If (as I find in most of my games) I have maybe 1 or 2 observatory cities in an empire of 5-8 cities (including conquered cities--I always seem to have some), being able to bang out labs in all cities would trump observatories in a city or two (particularly if one of more of the observatory cities was still relatively small).

If, on the other hand, I'm playing, e.g., Incas, where every city is nestled next to a mountain and growing like crazy with terrace farms, I would likely beeline observatories (maybe even before Scientific Theory).
 
At the core, of course, this is a math problem involving raw beakers and opportunity cost. As ever, it's decently complex, so as to not have an easy answer amidst a lot of changing variables.

In short, an Observatory is most powerful on large cities with raw beakers. The +50% isn't that impressive without the raw beakers, and generally that means your capital (where you've presumably already planted an academy or two). Hence, unless you've got a mountain capital, the boost to your science by an observatory varies dramatically. In that respect, it's probably best to wait, particularly if you're going to follow the traditional play of Oxfording into Radio and Ideologies ASAP. In that case, making a beeline to Scientific Theory and then timing Electricity and Oxford on the same turn is something where every turn helps.

Without a real reason (i.e. Capital with a Mountain), I wouldn't deviate from my push to Electricity unless I did the math and somehow I could hard build Observatories (you wouldn't buy them, presumably given the better use of gold elsewhere) to the point where it didn't slow down my path.

Basic point: without a mountain capital, it's probably not worth it. You can go for it after Electricity. Particularly in MP where you really don't want to miss out on the Early Adapter Ideology Bonus. With no need for a navy, I'd go for a lot of other techs before Observatories unless the Mountain Capital.
 
BNW actually introduced a new reason not to let the sailing line languish to long for a non coastal empire.
Compass adds a trade route, so you may want that tech just for the new (land) trade route. If you already have that then Astronomy is much closer than otherwise.
 
Observatories are actually pretty hard to build early in cities other than the capital, as your build orders are so clogged up in mid game. If you've got a mountain capital, clearly theres a lot of incentive to get an early observatory since that is normally your highest population city as well. A jungle/mountain capital would be nearly mandatory.
 
depends on the capital. that is by far the most important observatory since its where you have by far the highest base rate (largest pop, academies, NC, etc.). If your capital has a mountain then observatory before school for sure.
 
Depend of situation. Astro is away from military techs. Make sure to have the whole situation under hands.
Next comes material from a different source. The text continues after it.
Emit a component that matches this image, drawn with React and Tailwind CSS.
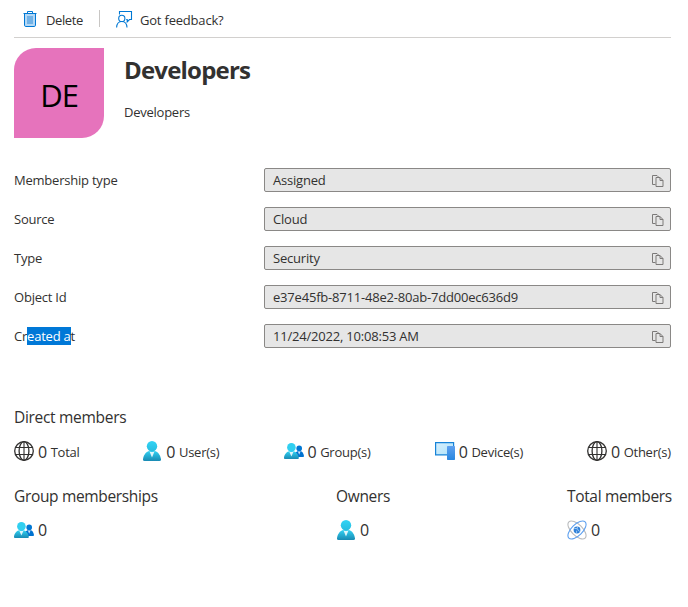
import React from "react";

const fields = [
  { label: "Membership type", value: "Assigned" },
  { label: "Source", value: "Cloud" },
  { label: "Type", value: "Security" },
  { label: "Object Id", value: "e37e45fb-8711-48e2-80ab-7dd00ec636d9" },
  { label: "Created at", value: "11/24/2022, 10:08:53 AM" },
];

function TrashIcon() {
  return (
    <svg width="14" height="16" viewBox="0 0 14 16" fill="none">
      <path d="M4.500 2V.5h5V2M.5 2.500h13" stroke="#0078d4" />
      <path d="M1.500 3v11.200c0 .8.5 1.300 1.300 1.300h8.400c.8 0 1.300-.5 1.300-1.300V3" fill="#b4d8f5" stroke="#0078d4" />
      <path d="M4 5h6v8H4z" fill="#72b2e6" />
    </svg>
  );
}

function FeedbackIcon() {
  return (
    <svg width="17" height="17" viewBox="0 0 17 17" fill="none" stroke="#0078d4" strokeWidth="1.1">
      <path d="M3.500 3.500v-3h12v8h-2l-2.300 2.300V8.500h-1" />
      <circle cx="5.800" cy="7.400" r="3.100" />
      <path d="M.6 16.500c.2-3.600 2.200-6 5.200-6s5 2.400 5.200 6" />
    </svg>
  );
}

function CopyIcon() {
  return (
    <svg className="mt-0.5" width="12" height="12" viewBox="0 0 12 12" fill="none" stroke="#7c7a79" strokeWidth="1">
      <path d="M3.500 9.500h-3v-9h4.500l1.500 1.500" />
      <path d="M4 2.500h4l3 3v6H4z" />
      <path d="M8 2.500v3h3" />
    </svg>
  );
}

function GlobeIcon() {
  return (
    <svg width="20" height="20" viewBox="0 0 20 20" fill="none" stroke="#323130" strokeWidth="1.300">
      <circle cx="10" cy="10" r="9.300" />
      <ellipse cx="10" cy="10" rx="4.900" ry="9.300" />
      <path d="M10 .8v18.400M1.500 6.500h17M1.500 13.500h17" strokeWidth="1.100" />
    </svg>
  );
}

function UserGradient({ id }) {
  return (
    <linearGradient id={id} x1="0" y1="0" x2="0" y2="1">
      <stop stopColor="#32d4f5" />
      <stop offset="1" stopColor="#198ab3" />
    </linearGradient>
  );
}

function UserIcon({ id }) {
  return (
    <svg className="mx-px" width="18" height="20" viewBox="0 0 18 20">
      <defs>
        <UserGradient id={id} />
        <linearGradient id={id + "h"} x1="0" y1="0" x2="0" y2="1">
          <stop stopColor="#32d4f5" />
          <stop offset="1" stopColor="#28bde0" />
        </linearGradient>
      </defs>
      <path d="M1.600 20A1.600 1.600 0 0 1 0 18.200C.7 13.500 3.500 9.500 9 9.500s8.300 4 9 8.700A1.600 1.600 0 0 1 16.400 20z" fill={`url(#${id})`} />
      <path d="M9 11c-1 0-1.900-.3-2.600-.8L9 16.400l2.600-6.200c-.7.5-1.600.8-2.600.8z" fill="#fff" opacity=".85" />
      <circle cx="9" cy="5.200" r="5.200" fill={`url(#${id}h)`} />
    </svg>
  );
}

function GroupIcon({ id }) {
  return (
    <svg width="20" height="16" viewBox="0 0 20 16">
      <defs>
        <UserGradient id={id} />
      </defs>
      <path d="M10 14c.4-3.700 2-6 5.200-6 2.900 0 4.400 2 4.800 4.900a1 1 0 0 1-1 1.100z" fill="#0072d0" />
      <path d="M13.800 8.300h2.800l-1.400 3.500z" fill="#cfe6fa" />
      <circle cx="15.200" cy="5.400" r="2.800" fill="#0078d4" />
      <path d="M1.300 16A1.200 1.200 0 0 1 0 14.600C.6 10.900 2.800 8 7.300 8s6.900 2.900 7.500 6.600a1.200 1.200 0 0 1-1.300 1.400z" fill={`url(#${id})`} />
      <path d="M7.400 9c-.8 0-1.600-.2-2.200-.6l2.200 5 2.200-5c-.6.4-1.400.6-2.200.6z" fill="#fff" opacity=".85" />
      <circle cx="7.400" cy="4.400" r="4.300" fill="#30cff0" />
    </svg>
  );
}

function DeviceIcon() {
  return (
    <svg width="20" height="18" viewBox="0 0 20 18">
      <defs>
        <linearGradient id="screen" x1="0" y1="0" x2="1" y2="1">
          <stop stopColor="#d8effd" />
          <stop offset="1" stopColor="#ade3fa" />
        </linearGradient>
        <linearGradient id="phone" x1="0" y1="0" x2="0" y2="1">
          <stop stopColor="#5ea0ef" />
          <stop offset="1" stopColor="#2987e0" />
        </linearGradient>
      </defs>
      <path d="M.6.600h18v12.300H.6z" fill="url(#screen)" stroke="#1683d8" strokeWidth="1.200" />
      <rect x="12" y="4" width="8" height="14" rx=".7" fill="url(#phone)" />
    </svg>
  );
}

function AtomIcon() {
  return (
    <svg width="20" height="20" viewBox="0 0 20 20" fill="none">
      <ellipse cx="10" cy="10" rx="11.500" ry="5.600" transform="rotate(45 10 10)" stroke="#b9bbbd" strokeWidth="1.100" />
      <ellipse cx="10" cy="10" rx="11.500" ry="5.600" transform="rotate(-45 10 10)" stroke="#5ea0ef" strokeWidth="1.100" />
      <circle cx="10" cy="10" r="3.400" fill="#2f80d8" />
      <path d="M7.200 8.300l3 .5 2.300 2.800M9.400 12.800l.4-2.200M10.500 6.800l-.3 2" stroke="#b5d8fa" strokeWidth=".8" />
    </svg>
  );
}

function Count({ icon, label, className = "" }) {
  return (
    <div className={"flex h-5 items-center whitespace-nowrap " + className}>
      <span className="shrink-0">{icon}</span>
      <span className={"ml-1 text-base leading-5 tracking-normal" + (label ? " pt-0.5" : "")}>0</span>
      {label && <span className="ml-[3.500px] pt-0.5 text-[13px] leading-5 tracking-[-0.25px]">{label}</span>}
    </div>
  );
}

export default function App() {
  return (
    <main className="h-[607px] w-[688px] overflow-hidden bg-white pr-[17px] pl-[14px] font-['Open_Sans','Noto_Sans',sans-serif] text-[13px] leading-5 text-[#323130]">
      <div className="flex h-[38px] items-center border-b border-[#d2d0ce] pl-[9px] whitespace-nowrap">
        <TrashIcon />
        <span className="mt-[3px] ml-[9px] w-[37px] tracking-[-0.4px]">Delete</span>
        <span className="ml-4 h-[17px] w-px bg-[#c8c6c4]" />
        <span className="mt-px ml-4">
          <FeedbackIcon />
        </span>
        <span className="mt-[3px] ml-[7px] tracking-[-0.2px]">Got feedback?</span>
      </div>

      <header className="mt-[10px] flex">
        <div className="flex size-[90px] items-center justify-center rounded-tl-[22px] rounded-br-[22px] bg-[#e673bc] pt-[3px] text-[31px] tracking-[-1px] text-black">
          DE
        </div>
        <div className="ml-5">
          <h1 className="mt-[6px] text-2xl leading-8 font-bold tracking-[-0.8px]">Developers</h1>
          <p className="mt-4 tracking-[-0.25px]">Developers</p>
        </div>
      </header>

      <dl className="mt-[30px] flex flex-col gap-[15px]">
        {fields.map(({ label, value }) => (
          <div key={label} className="flex h-6 items-center">
            <dt className="w-[250px] tracking-[-0.22px]">
              {label === "Created at" ? (
                <>
                  Cr<span className="bg-[#0078d7] text-white">eated a</span>t
                </>
              ) : (
                label
              )}
            </dt>
            <dd className="flex h-6 flex-1 items-center justify-between rounded-[2px] border border-[#8a8886] bg-[#e6e6e6] pr-[6px] pl-2 tracking-[-0.2px]">
              <span>{value}</span>
              <CopyIcon />
            </dd>
          </div>
        ))}
      </dl>

      <h2 className="mt-[57px] text-[15.5px] leading-6 tracking-[-0.3px]">Direct members</h2>
      <div className="mt-3 flex justify-between">
        <Count className="w-[65px]" icon={<GlobeIcon />} label="Total" />
        <Count className="w-[78px]" icon={<UserIcon id="user-a" />} label="User(s)" />
        <Count className="w-[88px]" icon={<GroupIcon id="group-a" />} label="Group(s)" />
        <Count className="w-[89px]" icon={<DeviceIcon />} label="Device(s)" />
        <Count className="w-[84px]" icon={<GlobeIcon />} label="Other(s)" />
      </div>

      <div className="mt-[23px] flex justify-between text-[15.5px] leading-6 tracking-[-0.34px] whitespace-nowrap">
        <section className="w-[144px]">
          <h2>Group memberships</h2>
          <Count className="mt-3" icon={<GroupIcon id="group-b" />} />
        </section>
        <section className="w-[53px]">
          <h2>Owners</h2>
          <Count className="mt-3" icon={<UserIcon id="user-b" />} />
        </section>
        <section className="w-[104px]">
          <h2>Total members</h2>
          <Count className="mt-3" icon={<AtomIcon />} />
        </section>
      </div>
    </main>
  );
}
If no threats, i strongly recommend to "beeline" Astro if your capital can build one. Can be good if 2 or more non capital cities can build that too.

Btw, i usually beeline workshops unless i have bazillion of rivers so i can build all the costly stuff faster. Workshops beeline is probably the most underrated approach under mp. Use this approach to make this observatories "beeline" more appealing.

So the response is before public schools(without a doubt).
 
Map could make a big difference too. You don't need coastal cities to want to explore the oceans. On Pangaea, not a big deal. On Terra, yeah, big deal. If there are many offshore CS's or two large landmasses separated by coast, you probably want to be able to get over that, which at least means observatories are closer.

I would just echo that it's quite variable. If you have one city on a wide start next to a mountain, likely not worth it. If you have 4 huge Incan cities all next to mountains and feeding food caravans into each other, it probably is worth it.

It's also worth keeping in mind that even without Sailing (which is a cheap tech for a trade route anyway), Astronomy is only 4 techs from Education, 2 of them super cheap. Scientific Theory is 6, even if you start from Printing Press, though many of those techs are likely to be more useful for a landlocked civ. Looking at beakers only, Astronomy is likely less effective in most cases, but has a significantly lower cost of actually getting there. The other things, your cities, their beaker output, your situation, your victory condition, etc. all complicate things far too much to get any solid answer.